If we could creatively overcome the limitations of apprenticeship in the middle, I really believe that’d be the way to go. And to a great extent, apprenticeship is about making mini-me’s. (Though with something of an open mind on the master craftsman’s part, to allow growth beyond his or her own biases and limitations.)

I think this tension between the idealized (mentor/apprenticeship) education and the reality of modern college campuses is what drives professors from an early desire to really teach a subject to a later compromise that they need to teach certain skills (i.e. the things that the next lego-block class will require).
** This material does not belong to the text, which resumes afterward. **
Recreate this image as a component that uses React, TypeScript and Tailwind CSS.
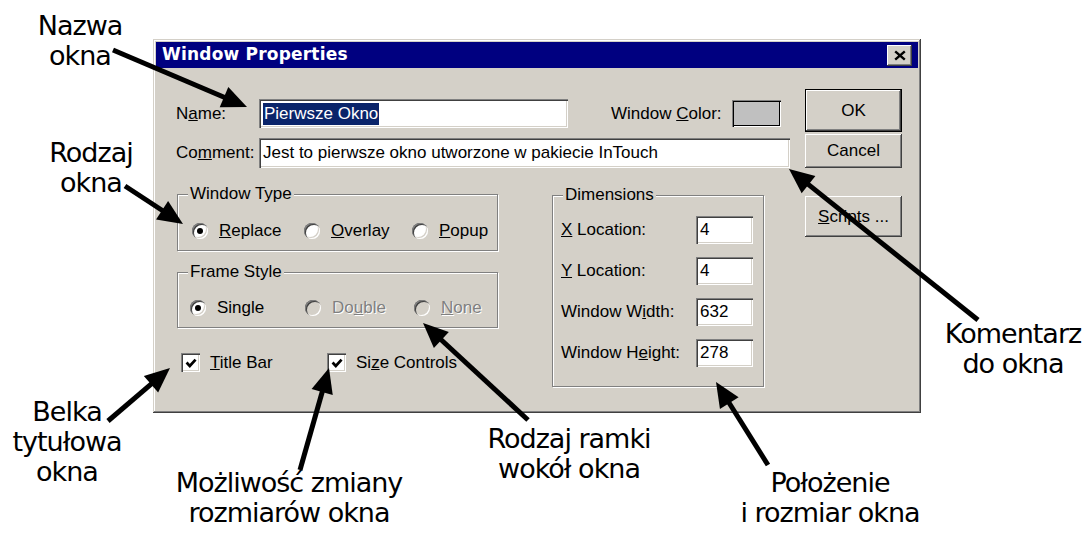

If statistics, for instance, was taught as scientific investigation by a couple of master statisticians/scientists who shepherded a cohort of students through their entire degree, the teaching would be much more organic and would ultimately better prepare students, I think.

In my experience, few professors give homework assignments that include a good mix of exercises (where it’s clear at a glance what to do and the point is just to gain some proficiency) and problems (where it’s not obvious what to do and the point is to acquire the kinds of thinking strategies you need to deal with the complexities of real-world problems). It’s important to give students experience in solving problems (and not just on exams!), but exercises have their place too: it’s very hard to go straight from reading/lecture to solving problems without doing some exercises first.